Chun Rosenkranz, CSSW ’15 wrote a piece in the Guardian this week, detailing his experience with sentencing disparities that ended in his friend’s death in police custody.
Eight years ago, Rosenkranz and his childhood friend, Hanuman, were both convicted of multiple felonies. Under Florida’s Criminal Punishment Code, Rosenkranz’s offenses totaled 203 points, while his friend’s points totaled 115. While Rosenkranz was never sentenced to prison despite his more serious charges, and despite the fact that Hanuman was eligible for youthful offender status, he was sentenced to six years in prison and ordered to pay $50 for every day he spent incarcerated.
“We came from the same socioeconomic background, lived in the same neighborhood and were educated in the same private school,” wrote Rosenkranz. “Our families both hired private defense attorneys. In fact, one would be hard pressed to find a case in which two defendants, with such differing sentencing outcomes, shared as much in common.”

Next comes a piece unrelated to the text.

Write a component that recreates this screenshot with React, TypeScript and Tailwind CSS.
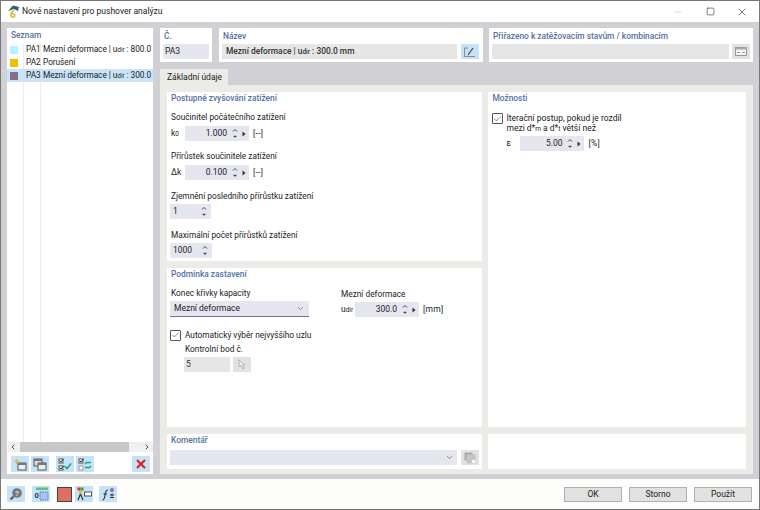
import React from "react";
import { Check, ChevronDown, ChevronLeft, ChevronRight, Minus, Square, X } from "lucide-react";

const font = { fontFamily: 'Roboto, "Open Sans", sans-serif' };

const Heading = ({ children }: { children: React.ReactNode }) => (
  <div className="text-[8.4px] leading-[12px] font-medium text-[#54729f] pl-[1px] whitespace-nowrap">{children}</div>
);

const Label = ({ children, className = "" }: { children: React.ReactNode; className?: string }) => (
  <div className={`text-[8.3px] leading-[12px] text-[#222] pl-[1px] whitespace-nowrap ${className}`}>{children}</div>
);

const Sub = ({ children }: { children: React.ReactNode }) => (
  <span className="text-[6.5px]">{children}</span>
);

const Arrows = () => (
  <svg width="6" height="11" viewBox="0 0 6 11" className="shrink-0">
    <path d="M1 3.5 3 1.5 5 3.5" fill="none" stroke="#444" strokeWidth="1" />
    <path d="M1.5 8 3 9.5 4.5 8Z" fill="#444" stroke="#444" strokeWidth="0.5" />
  </svg>
);

const Spin = ({ value, symbol, unit }: { value: string; symbol: React.ReactNode; unit: string }) => (
  <div className="flex items-center h-[15px]">
    <div className="w-[15px] pl-[1px] text-[8.5px] text-[#222] shrink-0">{symbol}</div>
    <div className="w-[64px] h-[15px] bg-[#e6e6f0] flex items-center justify-end text-[8.5px] text-[#222] pr-[3px]">
      <span className="mr-[5px]">{value}</span>
      <Arrows />
      <svg width="4" height="6" viewBox="0 0 4 6" className="ml-[4px]"><path d="M0.5 0.5 3.5 3 0.5 5.5Z" fill="#333" /></svg>
    </div>
    <div className="ml-[4px] text-[8.5px] text-[#222] tracking-[0.3px] [font-variant-ligatures:none] [font-feature-settings:'liga'_0,'calt'_0]">{unit}</div>
  </div>
);

const SmallSpin = ({ value, width }: { value: string; width: string }) => (
  <div className={`${width} h-[15px] bg-[#e6e6f0] flex items-center justify-between pl-[3px] pr-[4px] text-[8.5px] text-[#222]`}>
    <span>{value}</span>
    <Arrows />
  </div>
);

const CheckBox = () => (
  <div className="w-[11px] h-[11px] border border-[#555] bg-white flex items-center justify-center shrink-0 rounded-[1px]">
    <Check size={10} strokeWidth={1.5} color="#333" />
  </div>
);

const IconBtn = ({ children, className = "" }: { children?: React.ReactNode; className?: string }) => (
  <div className={`w-[18px] h-[16px] bg-[#c4e2f8] flex items-center justify-center shrink-0 ${className}`}>{children}</div>
);

const ListRow = ({ color, id, children, active }: { color: string; id: string; children: React.ReactNode; active?: boolean }) => (
  <div className={`flex items-center h-[13px] whitespace-nowrap text-[8.3px] text-[#222] ${active ? "bg-[#c9e4f9]" : ""}`}>
    <div className="w-[19px] pl-[3px] shrink-0"><div className="w-[8px] h-[8px]" style={{ background: color }} /></div>
    <div className="w-[17px] shrink-0">{id}</div>
    <div className="tracking-[-0.05px]">{children}</div>
  </div>
);

const App = () => {
  return (
    <div style={font} className="w-[760px] h-[510px] flex flex-col bg-[#fdfdfb] border border-[#777] overflow-hidden">
      {/* titlebar */}
      <div className="h-[21px] flex items-center bg-white shrink-0">
        <svg width="13" height="13" viewBox="0 0 13 13" className="ml-[6px] mr-[2px]">
          <path d="M1 6 6 0.5 12 2 11 6 7 4Z" fill="#2d5f82" />
          <text x="3" y="12.5" fontSize="10" fontWeight="700" fill="#e0b020">6</text>
        </svg>
        <div className="text-[8.5px] text-[#222]">Nové nastavení pro pushover analýzu</div>
        <div className="ml-auto flex items-center pr-[1px]">
          <div className="w-[32px] flex justify-center"><Minus size={10} color="#ccc" /></div>
          <div className="w-[32px] flex justify-center"><Square size={9} strokeWidth={1.6} color="#333" /></div>
          <div className="w-[32px] flex justify-center"><X size={12} strokeWidth={1.3} color="#333" /></div>
        </div>
      </div>

      {/* main */}
      <div className="h-[457px] bg-[#d1d1d5] flex gap-[7px] pt-[6px] pb-[5px] px-[6px] shrink-0">
        {/* list */}
        <div className="w-[146px] bg-white flex flex-col">
          <div className="px-[3px] pt-[1px] h-[15px]"><Heading>Seznam</Heading></div>
          <div className="flex-1 relative">
            <div className="absolute left-[16px] top-0 bottom-0 w-px bg-[#eee]" />
            <div className="absolute left-[33px] top-0 bottom-0 w-px bg-[#eee]" />
            <div className="relative">
              <ListRow color="#b4f6fb" id="PA1">Mezní deformace | u<Sub>dir</Sub> : 800.0</ListRow>
              <ListRow color="#e8c400" id="PA2">Porušení</ListRow>
              <ListRow color="#8a6c8c" id="PA3" active>Mezní deformace | u<Sub>dir</Sub> : 300.0</ListRow>
            </div>
          </div>
          <div className="h-[10px] mb-[4px] ml-[1px] bg-[#f0f0f0] flex items-center">
            <ChevronLeft size={8} strokeWidth={2.5} color="#333" className="ml-[1px]" />
            <div className="w-[109px] h-[10px] bg-[#c8c8c8] ml-[3px]" />
            <ChevronRight size={8} strokeWidth={2.5} color="#333" className="ml-auto mr-[2px]" />
          </div>
          <div className="h-[16px] flex items-center pl-[4px] pr-[3px] mb-[2px]">
            <IconBtn>
              <svg width="14" height="13" viewBox="0 0 14 13"><rect x="5" y="5" width="8" height="7" fill="#eee" stroke="#555" /><rect x="5" y="5" width="8" height="2" fill="#777" /><path d="M3.5 0 4.3 2.5 7 3 4.3 3.8 3.5 6.5 2.7 3.8 0 3 2.7 2.5Z" fill="#d9c020" /></svg>
            </IconBtn>
            <IconBtn className="ml-[2px]">
              <svg width="14" height="13" viewBox="0 0 14 13"><rect x="1" y="1" width="8" height="7" fill="#ddd" stroke="#555" /><rect x="1" y="1" width="8" height="2" fill="#777" /><rect x="5" y="5" width="8" height="7" fill="#eee" stroke="#555" /><rect x="5" y="5" width="8" height="2" fill="#777" /></svg>
            </IconBtn>
            <IconBtn className="ml-[7px]">
              <svg width="14" height="13" viewBox="0 0 14 13"><rect x="1" y="1" width="4" height="4" fill="#fff" stroke="#555" /><rect x="1" y="8" width="4" height="4" fill="#fff" stroke="#555" /><path d="M1.8 3 3 4 5.5 0.8M1.8 10 3 11 5.5 7.8" fill="none" stroke="#333" /><path d="M6.5 8 9 10.5 13 5.5" fill="none" stroke="#1aa37a" strokeWidth="1.6" /></svg>
            </IconBtn>
            <IconBtn className="ml-[2px]">
              <svg width="14" height="13" viewBox="0 0 14 13"><rect x="1" y="1" width="4" height="4" fill="#fff" stroke="#555" /><rect x="1" y="8" width="4" height="4" fill="#fff" stroke="#999" /><path d="M1.8 3 3 4 5.5 0.8" fill="none" stroke="#333" /><path d="M7 6 8.5 4.5H13M13 8 11.5 9.5H7" fill="none" stroke="#1aa37a" strokeWidth="1.4" /></svg>
            </IconBtn>
            <IconBtn className="ml-auto">
              <X size={14} strokeWidth={3.2} color="#e81818" />
            </IconBtn>
          </div>
        </div>

        {/* right area */}
        <div className="flex-1 flex flex-col min-w-0">
          <div className="h-[34px] flex shrink-0">
            <div className="w-[52px] bg-white px-[3px] pt-[2px]">
              <Heading>Č.</Heading>
              <div className="mt-[2px] h-[15px] bg-[#e6e6f0] flex items-center px-[2px] text-[8.5px] text-[#222]">PA3</div>
            </div>
            <div className="w-[264px] ml-[7px] bg-white pl-[3px] pr-[4px] pt-[2px]">
              <Heading>Název</Heading>
              <div className="mt-[2px] flex gap-[4px]">
                <div className="flex-1 h-[15px] bg-[#e6e6e6] flex items-center pl-[4px] text-[8.4px] font-medium text-[#333]">
                  <span>Mezní deformace | u<Sub>dir</Sub> : 300.0 mm</span>
                </div>
                <div className="w-[18px] h-[15px] bg-[#c4e2f8] flex items-center justify-center">
                  <svg width="14" height="12" viewBox="0 0 14 12"><path d="M5 2H1.5V10.5H12" fill="none" stroke="#889" /><path d="M5 9 10 2" stroke="#444" strokeWidth="1.2" /></svg>
                </div>
              </div>
            </div>
            <div className="w-[264px] ml-[6px] bg-white px-[3px] pt-[2px]">
              <Heading>Přiřazeno k zatěžovacím stavům / kombinacím</Heading>
              <div className="mt-[2px] flex gap-[3px]">
                <div className="flex-1 h-[15px] bg-[#e6e6e6]" />
                <div className="w-[18px] h-[15px] bg-[#e2e2e2] flex items-center justify-center">
                  <svg width="12" height="9" viewBox="0 0 12 9"><rect x="0.5" y="0.5" width="11" height="8" fill="#f4f4f4" stroke="#999" /><rect x="0.5" y="0.5" width="11" height="2" fill="#aaa" /><path d="M2 5.5H5M7 5.5H10" stroke="#999" /></svg>
                </div>
              </div>
            </div>
          </div>

          <div className="h-[23px] flex items-end shrink-0">
            <div className="w-[68px] h-[16px] bg-[#ebebe7] flex items-center pl-[7px] text-[8.5px] text-[#222]">Základní údaje</div>
          </div>

          {/* tab body */}
          <div className="flex-1 bg-[#ebebe7] flex gap-[6px] px-[7px] pt-[7px] pb-[5px] min-h-0">
            <div className="w-[316px] flex flex-col">
              <div className="h-[169px] bg-white px-[3px]">
                <Heading>Postupné zvyšování zatížení</Heading>
                <Label className="mt-[7px]">Součinitel počátečního zatížení</Label>
                <div className="mt-[3px]"><Spin symbol={<>k<Sub>0</Sub></>} value="1.000" unit="[--]" /></div>
                <Label className="mt-[9px]">Přírůstek součinitele zatížení</Label>
                <div className="mt-[3px]"><Spin symbol="Δk" value="0.100" unit="[--]" /></div>
                <Label className="mt-[10px]">Zjemnění posledního přírůstku zatížení</Label>
                <div className="mt-[2px]"><SmallSpin value="1" width="w-[41px]" /></div>
                <Label className="mt-[10px]">Maximální počet přírůstků zatížení</Label>
                <div className="mt-[2px]"><SmallSpin value="1000" width="w-[42px]" /></div>
              </div>
              <div className="h-[159px] mt-[7px] bg-white px-[3px]">
                <Heading>Podmínka zastavení</Heading>
                <div className="flex mt-[7px]">
                  <div className="w-[170px]">
                    <Label>Konec křivky kapacity</Label>
                    <div className="mt-[2px] w-[139px] h-[16px] bg-[#e6e6f0] border-b border-[#7a6aa8] flex items-center justify-between px-[4px] text-[8.5px] text-[#222]">
                      <span>Mezní deformace</span>
                      <ChevronDown size={9} color="#777" />
                    </div>
                  </div>
                  <div className="pt-[1px]">
                    <Label>Mezní deformace</Label>
                    <div className="mt-[2px]"><Spin symbol={<>u<Sub>dir</Sub></>} value="300.0" unit="[mm]" /></div>
                  </div>
                </div>
                <div className="flex items-center gap-[3px] mt-[12px]">
                  <CheckBox />
                  <Label>Automatický výběr nejvyššího uzlu</Label>
                </div>
                <div className="ml-[14px]">
                  <Label className="mt-[2px]">Kontrolní bod č.</Label>
                  <div className="flex gap-[3px] mt-[2px]">
                    <div className="w-[46px] h-[15px] bg-[#e6e6e6] flex items-center px-[2px] text-[8.5px] text-[#333]">5</div>
                    <div className="w-[18px] h-[15px] bg-[#e2e2e2] flex items-center justify-center">
                      <svg width="10" height="11" viewBox="0 0 10 11"><path d="M2 1 2 8 4 6.5 6 10 7.5 9.2 5.5 6H8Z" fill="#eee" stroke="#aaa" strokeWidth="0.8" /></svg>
                    </div>
                  </div>
                </div>
              </div>
              <div className="flex-1 mt-[7px] bg-white px-[3px]">
                <Heading>Komentář</Heading>
                <div className="mt-[4px] flex gap-[4px]">
                  <div className="flex-1 h-[15px] bg-[#e6e6f0] flex items-center justify-end pr-[3px]">
                    <ChevronDown size={9} color="#666" />
                  </div>
                  <div className="w-[18px] h-[15px] bg-[#e2e2e2] flex items-center justify-center">
                    <svg width="12" height="12" viewBox="0 0 12 12"><rect x="0.5" y="0.5" width="8" height="8" fill="#aaa" /><rect x="2.5" y="2.5" width="9" height="9" fill="#c4c4c4" /><rect x="8" y="8" width="3" height="3" fill="#fff" /></svg>
                  </div>
                </div>
              </div>
            </div>

            <div className="w-[258px] flex flex-col">
              <div className="h-[335px] bg-white px-[3px]">
                <Heading>Možnosti</Heading>
                <div className="flex gap-[3px] mt-[9px] pl-[1px]">
                  <CheckBox />
                  <div className="text-[8.5px] leading-[10px] text-[#222]">
                    Iterační postup, pokud je rozdíl<br />mezi d*<Sub>m</Sub> a d*<Sub>t</Sub> větší než
                  </div>
                </div>
                <div className="mt-[2px] ml-[14px]">
                  <Spin symbol="ε" value="5.00" unit="[%]" />
                </div>
              </div>
              <div className="flex-1 mt-[7px] bg-white" />
            </div>
          </div>
        </div>
      </div>

      {/* footer */}
      <div className="flex-1 flex items-center pl-[6px] pr-[7px]">
        <IconBtn>
          <svg width="14" height="14" viewBox="0 0 14 14"><circle cx="8" cy="6" r="4.8" fill="#777" /><path d="M4.5 9.5 1.5 12.5" stroke="#555" strokeWidth="2" /><text x="8" y="9" textAnchor="middle" fontSize="8" fontWeight="700" fill="#ddd">?</text></svg>
        </IconBtn>
        <IconBtn className="ml-[7px]">
          <svg width="15" height="14" viewBox="0 0 15 14"><rect x="2" y="0.5" width="12" height="2.5" fill="#5fc27a" /><text x="0.5" y="11" fontSize="7.5" fontWeight="700" fill="#333">0</text><rect x="6" y="5" width="8" height="8" fill="#a9c4ee" stroke="#4a78d0" strokeDasharray="1.5 1" /></svg>
        </IconBtn>
        <div className="w-[15px] h-[15px] bg-[#dd7060] border border-[#444] ml-[7px]" />
        <IconBtn className="ml-[3px]">
          <svg width="15" height="14" viewBox="0 0 15 14"><rect x="0.5" y="0.5" width="3" height="3" fill="#e03030" /><rect x="3.5" y="0.5" width="3" height="3" fill="#40a040" /><rect x="2" y="3.5" width="3" height="3" fill="#e0c020" /><path d="M3.5 7 1 13M3.5 7 6 13" stroke="#333" strokeWidth="1.2" /><rect x="7.5" y="5" width="7" height="4" fill="#fff" stroke="#555" /></svg>
        </IconBtn>
        <IconBtn className="ml-[6px]">
          <svg width="15" height="14" viewBox="0 0 15 14"><path d="M1.5 13C4 13 3.5 9 4.5 5.5 5 3.5 6 3 7 3" fill="none" stroke="#333" strokeWidth="1.1" /><path d="M2.5 7H6" stroke="#333" /><path d="M9 10.5H13M11 6.5V9.5M9 8H13" stroke="#333" /><circle cx="11" cy="3" r="2" fill="#8a6cb0" /></svg>
        </IconBtn>
        <div className="ml-auto flex gap-[7px]">
          {["OK", "Storno", "Použít"].map((b) => (
            <div key={b} className="w-[58px] h-[15px] bg-[#e1e1e1] border border-[#b0b0b0] flex items-center justify-center text-[8.5px] text-[#222]">{b}</div>
          ))}
        </div>
      </div>
    </div>
  );
};

export default App;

What, then, explains the vast disparity in sentencing? The only factor left, according to Rosenkranz, is race. Hanuman was black.
“We live in a country whose prevalent narrative is that the criminal justice process is color blind, that we are all equal under the law. The creation of the point system in Florida was touted as a way to enforce that narrative. Yet the truth is, regardless of what we have been told, the color of our skin affects almost every aspect of how we experience citizenship… Hanuman’s story is not an anecdotal aberration. Numerous reports have shown that, at every stage of the criminal justice process – from stops and searches to plea bargaining and sentencing – African Americans are treated far more harshly than whites… As white Americans, we often look the other way, simply because we benefit from this system,” wrote Rosenkranz.
This year, Hanuman died while in prison custody.
“The cause of his death is still being investigated, but we know he died shackled to a bench in the back of a prison van,” wrote Rosenkranz. “He was 21 years old. Hanuman’s experience with the criminal justice system and ultimately his death, could easily have been my fate, were it not for the color of my skin.”
Rosenkranz’s article has attracted considerable attention, including from Michelle Alexander, author the The New Jim Crow, who shared Rosenkranz’s article on via her Facebook page, adding “Rarely do we hear from white people this kind of honesty about how much they benefit from their racial privilege. This young white man bravely and honestly admits that his best friend received far harsher punishment than he did – even though his friend committed lesser crimes – and that the only explanation is race. In fact, because of race, he is alive and his best friend is dead… Thank you, Chun, for speaking the truth. I am so sorry for the loss of Hanuman.”